Russia will again attempt to launch its first post Soviet-era rocket into space following an aborted blast-off on June 27.
Russia will on Wednesday attempt to launch its newest rocket after an embarrassing last-minute glitch forced authorities to abort the initial test.
"A new attempt to launch the Angara rocket will take place on July 9," the Interfax news agency reported on Saturday, citing a source close to the state commission deciding on the issue.
Designed to succeed Proton and other Soviet-era launchers, the Angara is billed as the first rocket to have been completely built after the collapse of the Soviet Union.
It was scheduled to blast off from Plesetsk in northern Russia on June 27 when officials reported a sudden automatic launch abort, footage of which was broadcast on national television.
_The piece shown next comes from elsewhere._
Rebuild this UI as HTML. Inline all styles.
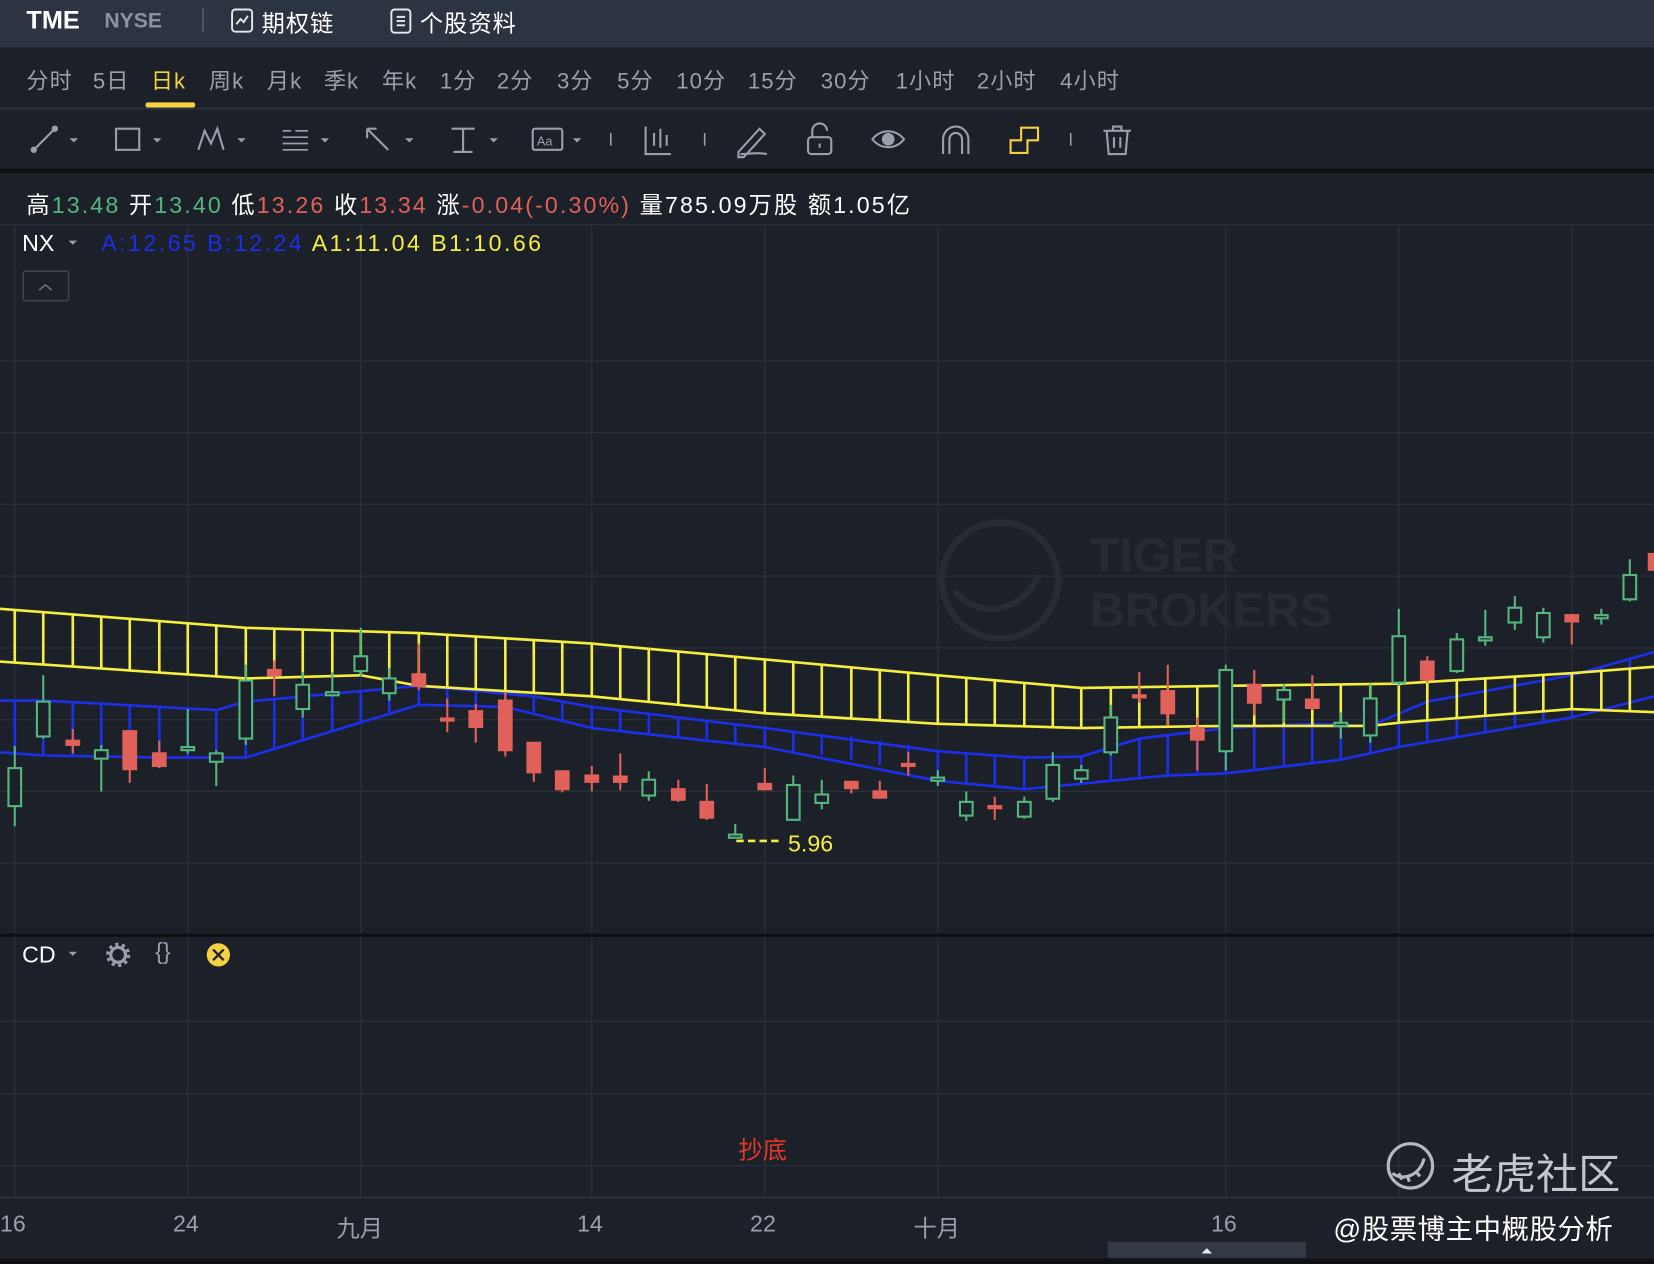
<!DOCTYPE html>
<html><head><meta charset="utf-8"><style>
html,body{margin:0;padding:0;background:#1c2029;overflow:hidden}
#w{position:absolute;left:0;top:0;width:1568px;height:1198px;transform:scale(1.0549,1.0551);transform-origin:0 0;background:#1c2029;font-family:"Liberation Sans","Noto Sans CJK SC",sans-serif;color:#e6e8ec}
.t{position:absolute;white-space:nowrap}
.tab{position:absolute;top:61px;font-size:21px;color:#9aa0ab;white-space:nowrap;letter-spacing:1px}
</style></head><body><div id="w">
<div style="position:absolute;left:0;top:0;width:1568px;height:45px;background:#2d3441"></div>
<div class="t" style="left:25px;top:6px;font-size:24px;font-weight:bold;color:#fff">TME</div>
<div class="t" style="left:99px;top:9px;font-size:20px;font-weight:bold;color:#8c93a0">NYSE</div>
<div style="position:absolute;left:192px;top:8px;width:1px;height:22px;background:#6a717d"></div>
<svg style="position:absolute;left:217px;top:7px" width="26" height="26" viewBox="0 0 26 26" fill="none" stroke="#e6e8ec" stroke-width="1.8"><rect x="3" y="2" width="19" height="21" rx="3"/><path d="M7 16l4-5 3 3 4-6"/></svg>
<div class="t" style="left:248px;top:5px;font-size:22px;color:#fff;letter-spacing:1px">期权链</div>
<svg style="position:absolute;left:368px;top:7px" width="24" height="26" viewBox="0 0 24 26" fill="none" stroke="#e6e8ec" stroke-width="1.8"><rect x="3" y="2" width="18" height="22" rx="3"/><path d="M8 9h8M8 13h8M8 17h8"/></svg>
<div class="t" style="left:398px;top:5px;font-size:22px;color:#fff;letter-spacing:1px">个股资料</div>

<div class="tab" style="left:25px">分时</div><div class="tab" style="left:88px">5日</div><div class="tab" style="left:143px;color:#f5d142">日k</div><div class="tab" style="left:198px">周k</div><div class="tab" style="left:253px">月k</div><div class="tab" style="left:307px">季k</div><div class="tab" style="left:362px">年k</div><div class="tab" style="left:417px">1分</div><div class="tab" style="left:471px">2分</div><div class="tab" style="left:528px">3分</div><div class="tab" style="left:585px">5分</div><div class="tab" style="left:641px">10分</div><div class="tab" style="left:709px">15分</div><div class="tab" style="left:778px">30分</div><div class="tab" style="left:849px">1小时</div><div class="tab" style="left:926px">2小时</div><div class="tab" style="left:1005px">4小时</div>
<div style="position:absolute;left:138px;top:97px;width:47px;height:5px;border-radius:2px;background:#f5d142"></div>
<div style="position:absolute;left:0;top:102px;width:1568px;height:2px;background:#2b303a"></div>

<svg style="position:absolute;left:0;top:110px" width="1100" height="45" fill="none" stroke="#9aa0ab" stroke-width="2">
<path d="M32 32L52 12"/><circle cx="32" cy="32" r="2" fill="#9aa0ab"/><circle cx="52" cy="12" r="2" fill="#9aa0ab"/><path d="M66 21l4 4 4-4z" fill="#9aa0ab" stroke="none"/>
<rect x="110" y="12" width="22" height="20"/><path d="M145 21l4 4 4-4z" fill="#9aa0ab" stroke="none"/>
<path d="M188 32l6-18 6 12 6-14 6 20"/><path d="M225 21l4 4 4-4z" fill="#9aa0ab" stroke="none"/>
<path d="M268 14h8M280 14h12M268 20h24M268 26h24M268 32h24" stroke-width="1.6"/><path d="M304 21l4 4 4-4z" fill="#9aa0ab" stroke="none"/>
<path d="M348 12l20 20M348 12v9M348 12h9"/><path d="M384 21l4 4 4-4z" fill="#9aa0ab" stroke="none"/>
<path d="M428 12h22M439 12v22M430 34h18"/><path d="M464 21l4 4 4-4z" fill="#9aa0ab" stroke="none"/>
<rect x="505" y="12" width="28" height="20" rx="2"/><text x="509" y="28" font-size="12" fill="#9aa0ab" stroke="none" font-family="Liberation Sans">Aa</text><path d="M543 21l4 4 4-4z" fill="#9aa0ab" stroke="none"/>
<path d="M579 16v12M668 16v12M1015 16v12" stroke-width="1.5"/>
<path d="M612 10v26h24M620 16v12M626 12v18M632 18v10"/>
<path d="M700 34l20-22 5 5-20 22h-5z M702 36c10 0 15-2 25 0"/>
<rect x="766" y="20" width="22" height="16" rx="3"/><path d="M770 20v-6a7 7 0 0 1 14 0M777 26v4"/>
<path d="M827 22c8-10 22-10 30 0c-8 10-22 10-30 0z"/><circle cx="842" cy="22" r="5" fill="#9aa0ab"/>
<path d="M894 36v-14a12 12 0 0 1 24 0v14M900 36v-14a6 6 0 0 1 12 0v14"/>
<path d="M968 11h16v12h-10v12h-16v-12h10z" stroke="#f5d142"/>
<path d="M1046 14h26M1055 14v-4h8v4M1049 14l2 22h16l2-22M1056 20v10M1062 20v10"/>
</svg>
<div style="position:absolute;left:0;top:160px;width:1568px;height:4px;background:#0e1014"></div>

<div class="t" style="left:25px;top:177px;font-size:22px;color:#fff;letter-spacing:2px">高<span style="color:#56b47f">13.48</span> 开<span style="color:#56b47f">13.40</span> 低<span style="color:#e0605a">13.26</span> 收<span style="color:#e0605a">13.34</span> 涨<span style="color:#e0605a">-0.04(-0.30%)</span> 量785.09万股 额1.05亿</div>

<svg style="position:absolute;left:0;top:0" width="1568" height="1198">
<g stroke="#2a303a" stroke-width="1.2">
<path d="M0 213H1568M0 342H1568M0 410H1568M0 478H1568M0 546H1568M0 614H1568M0 682H1568M0 750H1568M0 818H1568M0 968H1568M0 1037H1568M0 1105H1568"/>
<path d="M14 213V1135M178 213V1135M342 213V1135M561 213V1135M725 213V1135M889 213V1135M1162 213V1135M1326 213V1135M1490 213V1135"/>
</g>
<rect x="0" y="885" width="1568" height="3" fill="#0e1014"/>
<rect x="0" y="1134" width="1568" height="2" fill="#2a303a"/>
<g fill="none" stroke="#262c35" stroke-width="6"><circle cx="948" cy="550" r="55"/><path d="M905 560c20 25 60 25 80-15"/></g>
<text x="1033" y="542" font-size="46" font-weight="bold" fill="#252a33" font-family="Liberation Sans">TIGER</text>
<text x="1033" y="594" font-size="46" font-weight="bold" fill="#252a33" font-family="Liberation Sans">BROKERS</text>
<g stroke="#1d2ee8" stroke-width="2.5" fill="none">
<path d="M0 664L41 664L151 670L205 673L233 665L397 650L506 660L561 670L725 690L889 712L971 718L1025 717L1080 700L1162 690L1244 686L1299 688L1353 665L1490 640L1568 618"/>
<path d="M0 713L41 716L151 718L233 718L397 668L479 670L561 690L725 708L889 740L971 748L1053 740L1107 735L1162 733L1271 720L1326 708L1490 680L1568 660"/>
<path d="M14 664V713M41 664V716M69 666V716M96 667V717M123 668V717M151 670V718M178 671V718M205 673V718M233 665V718M260 663V710M287 660V702M315 658V694M342 656V686M369 653V677M397 650V668M424 652V669M451 655V670M479 657V670M506 660V675M533 665V682M561 670V690M588 673V692M615 677V695M643 680V698M670 684V702M697 687V705M725 690V708M752 693V712M779 696V716M807 698V720M834 702V725M861 706V732M889 712V740M916 714V743M943 716V746M971 718V748M998 718V745M1025 717V742M1053 708V740M1080 700V737M1107 697V735M1135 693V734M1162 690V733M1189 688V730M1217 687V726M1244 686V723M1271 687V720M1299 688V714M1326 674V708M1353 665V704M1381 660V699M1408 656V694M1436 651V689M1463 645V684M1490 640V680M1518 632V672M1545 625V666"/>
</g>
<g stroke="#f4ee3e" stroke-width="2.5" fill="none">
<path d="M0 577L233 595L397 600L561 610L725 625L889 640L1025 652L1162 650L1326 648L1490 638L1568 632"/>
<path d="M0 627L233 643L342 640L397 650L561 660L725 676L889 686L1025 690L1162 688L1299 688L1326 685L1490 672L1568 675"/>
<path d="M14 578V628M41 580V630M69 582V632M96 584V634M123 586V636M151 589V638M178 591V640M205 593V641M233 595V643M260 596V642M287 597V641M315 597V641M342 598V640M369 599V645M397 600V650M424 602V652M451 603V653M479 605V655M506 607V657M533 608V658M561 610V660M588 612V663M615 615V666M643 617V668M670 620V671M697 622V673M725 625V676M752 627V678M779 630V679M807 632V681M834 635V683M861 637V684M889 640V686M916 642V687M943 645V688M971 647V689M998 650V690M1025 652V690M1053 652V690M1080 651V690M1107 651V689M1135 650V689M1162 650V688M1189 650V688M1217 649V688M1244 649V688M1271 649V688M1299 648V688M1326 648V685M1353 646V683M1381 645V681M1408 643V678M1436 642V676M1463 640V674M1490 638V672M1518 635V673M1545 633V674"/>
</g>
<g stroke="#56b47f" stroke-width="2" fill="#1c2029">
<path d="M14 707V783M41 640V700M96 706V750M178 672V714M205 711V745M233 630V706M287 637V680M315 637V659M342 595V641M369 633V664M615 731V759M697 781V794M752 735V778M779 739V767M889 730V745M916 750V778M971 755V776M998 713V760M1025 725V742M1053 668V716M1162 630V730M1217 648V685M1271 675V700M1299 648V704M1326 577V650M1381 600V638M1408 578V612M1436 565V597M1463 576V609M1518 577V592M1545 530V570"/>
<rect x="8" y="728" width="12" height="36"/><rect x="35" y="665" width="12" height="33"/><rect x="90" y="711" width="12" height="8"/><rect x="172" y="708" width="12" height="3"/><rect x="199" y="714" width="12" height="8"/><rect x="227" y="645" width="12" height="55"/><rect x="281" y="649" width="12" height="23"/><rect x="309" y="656" width="12" height="3"/><rect x="336" y="622" width="12" height="14"/><rect x="363" y="643" width="12" height="14"/><rect x="609" y="739" width="12" height="15"/><rect x="691" y="791" width="12" height="3"/><rect x="746" y="744" width="12" height="33"/><rect x="773" y="753" width="12" height="8"/><rect x="883" y="737" width="12" height="3"/><rect x="910" y="760" width="12" height="13"/><rect x="965" y="760" width="12" height="14"/><rect x="992" y="725" width="12" height="32"/><rect x="1019" y="730" width="12" height="8"/><rect x="1047" y="680" width="12" height="33"/><rect x="1156" y="635" width="12" height="77"/><rect x="1211" y="654" width="12" height="9"/><rect x="1265" y="685" width="12" height="3"/><rect x="1293" y="662" width="12" height="35"/><rect x="1320" y="603" width="12" height="44"/><rect x="1375" y="606" width="12" height="30"/><rect x="1402" y="604" width="12" height="3"/><rect x="1430" y="576" width="12" height="14"/><rect x="1457" y="581" width="12" height="23"/><rect x="1512" y="583" width="12" height="3"/><rect x="1539" y="545" width="12" height="23"/>
</g>
<g stroke="#e0605a" stroke-width="2" fill="#e0605a">
<path d="M69 691V714M123 693V742M151 702V728M260 626V660M397 610V654M424 662V694M451 667V704M479 656V717M506 704V741M533 731V751M561 726V750M588 714V749M643 739V760M670 743V777M725 728V749M807 740V752M834 740V757M861 713V735M943 755V777M1080 637V666M1107 630V688M1135 680V730M1189 635V678M1244 640V673M1353 622V647M1490 583V611"/>
<rect x="63" y="702" width="12" height="4"/><rect x="117" y="693" width="12" height="36"/><rect x="145" y="714" width="12" height="12"/><rect x="254" y="635" width="12" height="5"/><rect x="391" y="639" width="12" height="11"/><rect x="418" y="681" width="12" height="2"/><rect x="445" y="674" width="12" height="15"/><rect x="473" y="664" width="12" height="47"/><rect x="500" y="704" width="12" height="28"/><rect x="527" y="731" width="12" height="17"/><rect x="555" y="735" width="12" height="6"/><rect x="582" y="736" width="12" height="5"/><rect x="637" y="748" width="12" height="10"/><rect x="664" y="760" width="12" height="15"/><rect x="719" y="743" width="12" height="5"/><rect x="801" y="741" width="12" height="6"/><rect x="828" y="750" width="12" height="6"/><rect x="855" y="724" width="12" height="2"/><rect x="937" y="764" width="12" height="2"/><rect x="1074" y="659" width="12" height="2"/><rect x="1101" y="655" width="12" height="21"/><rect x="1129" y="690" width="12" height="11"/><rect x="1183" y="649" width="12" height="17"/><rect x="1238" y="663" width="12" height="8"/><rect x="1347" y="627" width="12" height="17"/><rect x="1484" y="583" width="12" height="6"/><rect x="1563" y="525" width="8" height="15"/>
</g>
<path d="M698 797H742" stroke="#f4ee3e" stroke-width="2.5" stroke-dasharray="7 4"/>
<text x="747" y="807" font-size="22" fill="#f4ee3e" font-family="Liberation Sans">5.96</text>
<rect x="22" y="257" width="43" height="28" rx="2" fill="none" stroke="#3d434e" stroke-width="1.5"/>
<path d="M37 275l6-5 6 5" fill="none" stroke="#6a717d" stroke-width="1.5"/>
<path d="M65 902l4 4 4-4z" fill="#9aa0ab"/><path d="M65 228l4 4 4-4z" fill="#9aa0ab"/>
<g fill="none" stroke="#9aa0ab" stroke-width="3"><circle cx="112" cy="905" r="7"/></g>
<g stroke="#9aa0ab" stroke-width="3" stroke-dasharray="3 3.3"><circle cx="112" cy="905" r="10" fill="none"/></g>
<circle cx="207" cy="905" r="11" fill="#f5d142"/><path d="M202 900l10 10M212 900l-10 10" stroke="#1c2029" stroke-width="2.2"/>
<rect x="1050" y="1177" width="188" height="15" fill="#333945"/>
<path d="M1139 1188l5-5 5 5z" fill="#e6e8ec"/>
<rect x="0" y="1193" width="1568" height="5" fill="#0e1014"/>
<g fill="none" stroke="#b5b8be" stroke-width="3"><circle cx="1337" cy="1105" r="21"/><path d="M1320 1112c10 8 26 2 30-14M1326 1112l3 6M1334 1114l2 6M1342 1110l4 5"/></g>
</svg>

<div class="t" style="left:21px;top:218px;font-size:22px;color:#fff">NX</div>
<div class="t" style="left:96px;top:218px;font-size:22px;color:#1d2ee8;letter-spacing:2.3px">A:12.65 B:12.24 <span style="color:#f4ee3e">A1:11.04 B1:10.66</span></div>
<div class="t" style="left:21px;top:892px;font-size:22px;color:#fff">CD</div>
<div class="t" style="left:147px;top:889px;font-size:22px;color:#9aa0ab">{}</div>
<div class="t" style="left:700px;top:1071px;font-size:23px;color:#e8372a">抄底</div>
<div class="t" style="left:1376px;top:1081px;font-size:40px;color:#c4c6cb">老虎社区</div>
<div class="t" style="left:1264px;top:1145px;font-size:26px;color:#fff;letter-spacing:0.5px">@股票博主中概股分析</div>
<div class="t" style="top:1147px;font-size:22px;color:#9aa0ab;left:0;width:1568px">
<span style="position:absolute;left:0px">16</span><span style="position:absolute;left:164px">24</span><span style="position:absolute;left:319px">九月</span><span style="position:absolute;left:547px">14</span><span style="position:absolute;left:711px">22</span><span style="position:absolute;left:866px">十月</span><span style="position:absolute;left:1148px">16</span></div>
</div></body></html>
President Vladimir Putin was overseeing the planned launch via live link-up.
The mishap was the latest blow to the Russian government's plans to overhaul a space program famed for having sent the first man into space in 1961 and launching the first Sputnik satellite four years earlier.
In May a Proton launcher carrying an advanced communication satellite fell back to earth just minutes after lift-off.
Last July, an unmanned Proton carrier rocket exploded on takeoff at the Baikonur cosmodrome in Kazakhstan, releasing hundreds of tonnes of toxic fuel in spectacular images caught on live television.